• **EXERCISE DETAILS**
Reproduce the data exactly and drop any pictures it holds.

• **DATA EXCERPT**
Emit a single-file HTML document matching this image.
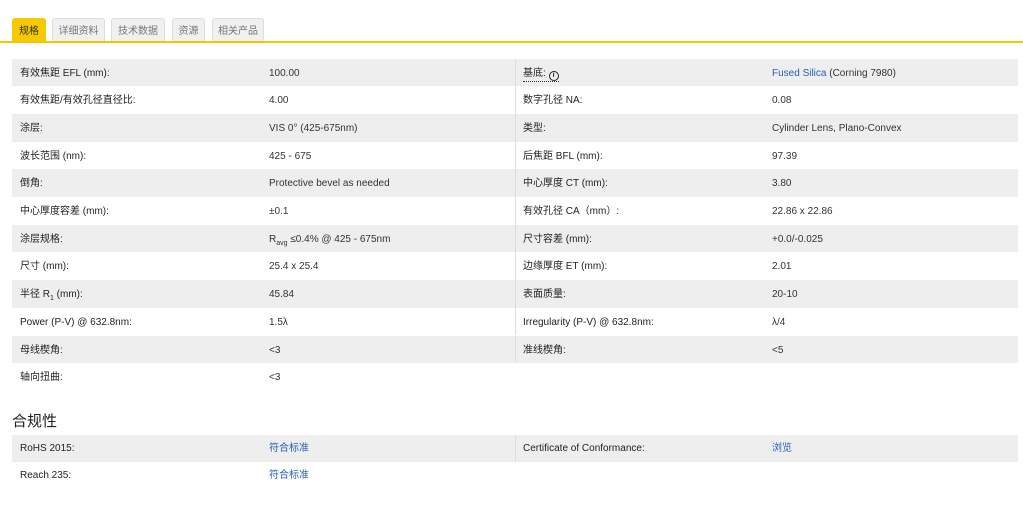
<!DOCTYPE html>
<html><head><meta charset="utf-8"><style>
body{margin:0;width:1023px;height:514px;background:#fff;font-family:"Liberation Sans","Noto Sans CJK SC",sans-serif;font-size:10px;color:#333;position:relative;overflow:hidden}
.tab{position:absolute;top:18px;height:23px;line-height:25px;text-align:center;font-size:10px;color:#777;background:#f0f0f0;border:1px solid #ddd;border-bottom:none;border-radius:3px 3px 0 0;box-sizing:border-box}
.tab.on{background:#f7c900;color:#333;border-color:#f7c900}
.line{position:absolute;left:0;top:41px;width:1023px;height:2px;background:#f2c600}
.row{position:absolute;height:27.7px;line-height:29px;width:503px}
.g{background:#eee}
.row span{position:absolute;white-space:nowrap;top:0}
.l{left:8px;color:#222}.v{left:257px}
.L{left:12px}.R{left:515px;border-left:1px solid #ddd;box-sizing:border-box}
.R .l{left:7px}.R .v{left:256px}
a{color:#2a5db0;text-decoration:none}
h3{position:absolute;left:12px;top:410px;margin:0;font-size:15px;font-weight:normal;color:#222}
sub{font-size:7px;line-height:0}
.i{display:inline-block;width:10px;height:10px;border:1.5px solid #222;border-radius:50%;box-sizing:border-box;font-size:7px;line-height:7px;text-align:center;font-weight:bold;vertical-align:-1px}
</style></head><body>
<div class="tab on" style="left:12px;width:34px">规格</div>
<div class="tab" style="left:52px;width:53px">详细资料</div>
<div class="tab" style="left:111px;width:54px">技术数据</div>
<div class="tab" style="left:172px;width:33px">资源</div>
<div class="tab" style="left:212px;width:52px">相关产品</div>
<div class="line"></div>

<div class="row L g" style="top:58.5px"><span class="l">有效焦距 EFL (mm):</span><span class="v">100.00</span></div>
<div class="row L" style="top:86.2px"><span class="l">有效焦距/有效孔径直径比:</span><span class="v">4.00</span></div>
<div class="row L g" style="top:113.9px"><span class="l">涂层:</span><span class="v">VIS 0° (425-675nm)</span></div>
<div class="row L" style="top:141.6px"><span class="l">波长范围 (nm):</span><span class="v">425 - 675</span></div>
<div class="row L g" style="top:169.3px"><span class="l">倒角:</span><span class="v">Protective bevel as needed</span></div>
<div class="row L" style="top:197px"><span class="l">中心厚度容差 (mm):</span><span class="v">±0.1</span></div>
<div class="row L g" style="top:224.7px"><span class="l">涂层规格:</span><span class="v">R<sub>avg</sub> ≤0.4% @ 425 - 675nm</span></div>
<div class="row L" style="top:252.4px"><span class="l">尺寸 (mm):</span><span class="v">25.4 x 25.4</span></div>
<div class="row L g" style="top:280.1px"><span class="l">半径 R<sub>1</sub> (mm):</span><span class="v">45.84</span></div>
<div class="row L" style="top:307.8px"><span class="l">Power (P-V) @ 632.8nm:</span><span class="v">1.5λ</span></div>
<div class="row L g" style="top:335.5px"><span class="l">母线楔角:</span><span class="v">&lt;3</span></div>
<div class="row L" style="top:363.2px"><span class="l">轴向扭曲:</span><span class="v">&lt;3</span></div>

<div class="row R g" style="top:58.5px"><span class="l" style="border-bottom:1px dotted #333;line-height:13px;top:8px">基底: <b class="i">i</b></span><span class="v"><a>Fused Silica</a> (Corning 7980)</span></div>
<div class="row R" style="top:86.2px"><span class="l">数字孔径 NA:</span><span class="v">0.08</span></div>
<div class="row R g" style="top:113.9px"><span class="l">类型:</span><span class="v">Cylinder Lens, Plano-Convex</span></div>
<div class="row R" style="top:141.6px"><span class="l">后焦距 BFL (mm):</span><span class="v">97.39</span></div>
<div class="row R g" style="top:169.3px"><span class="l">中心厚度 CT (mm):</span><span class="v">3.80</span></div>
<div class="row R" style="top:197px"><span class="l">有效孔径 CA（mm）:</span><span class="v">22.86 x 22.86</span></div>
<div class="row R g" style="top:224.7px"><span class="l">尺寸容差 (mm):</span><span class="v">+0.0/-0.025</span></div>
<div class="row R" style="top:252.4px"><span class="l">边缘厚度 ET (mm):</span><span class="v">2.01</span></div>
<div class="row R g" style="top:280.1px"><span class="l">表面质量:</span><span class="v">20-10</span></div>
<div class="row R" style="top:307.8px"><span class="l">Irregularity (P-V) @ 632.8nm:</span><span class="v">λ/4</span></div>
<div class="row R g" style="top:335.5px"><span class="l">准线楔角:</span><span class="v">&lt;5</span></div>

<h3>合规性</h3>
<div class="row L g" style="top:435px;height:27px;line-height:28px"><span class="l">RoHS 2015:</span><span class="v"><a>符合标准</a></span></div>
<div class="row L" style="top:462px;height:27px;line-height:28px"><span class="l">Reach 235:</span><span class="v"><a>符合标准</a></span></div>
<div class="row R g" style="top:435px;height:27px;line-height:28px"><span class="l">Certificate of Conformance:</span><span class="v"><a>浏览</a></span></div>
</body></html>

• **WORKED SOLUTION**
Emit a single-file HTML document matching this image.
<!DOCTYPE html>
<html><head><meta charset="utf-8"><style>
body{margin:0;width:1023px;height:514px;background:#fff;font-family:"Liberation Sans","Noto Sans CJK SC",sans-serif;font-size:10px;color:#333;position:relative;overflow:hidden}
.tab{position:absolute;top:18px;height:23px;line-height:25px;text-align:center;font-size:10px;color:#777;background:#f0f0f0;border:1px solid #ddd;border-bottom:none;border-radius:3px 3px 0 0;box-sizing:border-box}
.tab.on{background:#f7c900;color:#333;border-color:#f7c900}
.line{position:absolute;left:0;top:41px;width:1023px;height:2px;background:#f2c600}
.row{position:absolute;height:27.7px;line-height:29px;width:503px}
.g{background:#eee}
.row span{position:absolute;white-space:nowrap;top:0}
.l{left:8px;color:#222}.v{left:257px}
.L{left:12px}.R{left:515px;border-left:1px solid #ddd;box-sizing:border-box}
.R .l{left:7px}.R .v{left:256px}
a{color:#2a5db0;text-decoration:none}
h3{position:absolute;left:12px;top:410px;margin:0;font-size:15px;font-weight:normal;color:#222}
sub{font-size:7px;line-height:0}
.i{display:inline-block;width:10px;height:10px;border:1.5px solid #222;border-radius:50%;box-sizing:border-box;font-size:7px;line-height:7px;text-align:center;font-weight:bold;vertical-align:-1px}
</style></head><body>
<div class="tab on" style="left:12px;width:34px">规格</div>
<div class="tab" style="left:52px;width:53px">详细资料</div>
<div class="tab" style="left:111px;width:54px">技术数据</div>
<div class="tab" style="left:172px;width:33px">资源</div>
<div class="tab" style="left:212px;width:52px">相关产品</div>
<div class="line"></div>

<div class="row L g" style="top:58.5px"><span class="l">有效焦距 EFL (mm):</span><span class="v">100.00</span></div>
<div class="row L" style="top:86.2px"><span class="l">有效焦距/有效孔径直径比:</span><span class="v">4.00</span></div>
<div class="row L g" style="top:113.9px"><span class="l">涂层:</span><span class="v">VIS 0° (425-675nm)</span></div>
<div class="row L" style="top:141.6px"><span class="l">波长范围 (nm):</span><span class="v">425 - 675</span></div>
<div class="row L g" style="top:169.3px"><span class="l">倒角:</span><span class="v">Protective bevel as needed</span></div>
<div class="row L" style="top:197px"><span class="l">中心厚度容差 (mm):</span><span class="v">±0.1</span></div>
<div class="row L g" style="top:224.7px"><span class="l">涂层规格:</span><span class="v">R<sub>avg</sub> ≤0.4% @ 425 - 675nm</span></div>
<div class="row L" style="top:252.4px"><span class="l">尺寸 (mm):</span><span class="v">25.4 x 25.4</span></div>
<div class="row L g" style="top:280.1px"><span class="l">半径 R<sub>1</sub> (mm):</span><span class="v">45.84</span></div>
<div class="row L" style="top:307.8px"><span class="l">Power (P-V) @ 632.8nm:</span><span class="v">1.5λ</span></div>
<div class="row L g" style="top:335.5px"><span class="l">母线楔角:</span><span class="v">&lt;3</span></div>
<div class="row L" style="top:363.2px"><span class="l">轴向扭曲:</span><span class="v">&lt;3</span></div>

<div class="row R g" style="top:58.5px"><span class="l" style="border-bottom:1px dotted #333;line-height:13px;top:8px">基底: <b class="i">i</b></span><span class="v"><a>Fused Silica</a> (Corning 7980)</span></div>
<div class="row R" style="top:86.2px"><span class="l">数字孔径 NA:</span><span class="v">0.08</span></div>
<div class="row R g" style="top:113.9px"><span class="l">类型:</span><span class="v">Cylinder Lens, Plano-Convex</span></div>
<div class="row R" style="top:141.6px"><span class="l">后焦距 BFL (mm):</span><span class="v">97.39</span></div>
<div class="row R g" style="top:169.3px"><span class="l">中心厚度 CT (mm):</span><span class="v">3.80</span></div>
<div class="row R" style="top:197px"><span class="l">有效孔径 CA（mm）:</span><span class="v">22.86 x 22.86</span></div>
<div class="row R g" style="top:224.7px"><span class="l">尺寸容差 (mm):</span><span class="v">+0.0/-0.025</span></div>
<div class="row R" style="top:252.4px"><span class="l">边缘厚度 ET (mm):</span><span class="v">2.01</span></div>
<div class="row R g" style="top:280.1px"><span class="l">表面质量:</span><span class="v">20-10</span></div>
<div class="row R" style="top:307.8px"><span class="l">Irregularity (P-V) @ 632.8nm:</span><span class="v">λ/4</span></div>
<div class="row R g" style="top:335.5px"><span class="l">准线楔角:</span><span class="v">&lt;5</span></div>

<h3>合规性</h3>
<div class="row L g" style="top:435px;height:27px;line-height:28px"><span class="l">RoHS 2015:</span><span class="v"><a>符合标准</a></span></div>
<div class="row L" style="top:462px;height:27px;line-height:28px"><span class="l">Reach 235:</span><span class="v"><a>符合标准</a></span></div>
<div class="row R g" style="top:435px;height:27px;line-height:28px"><span class="l">Certificate of Conformance:</span><span class="v"><a>浏览</a></span></div>
</body></html>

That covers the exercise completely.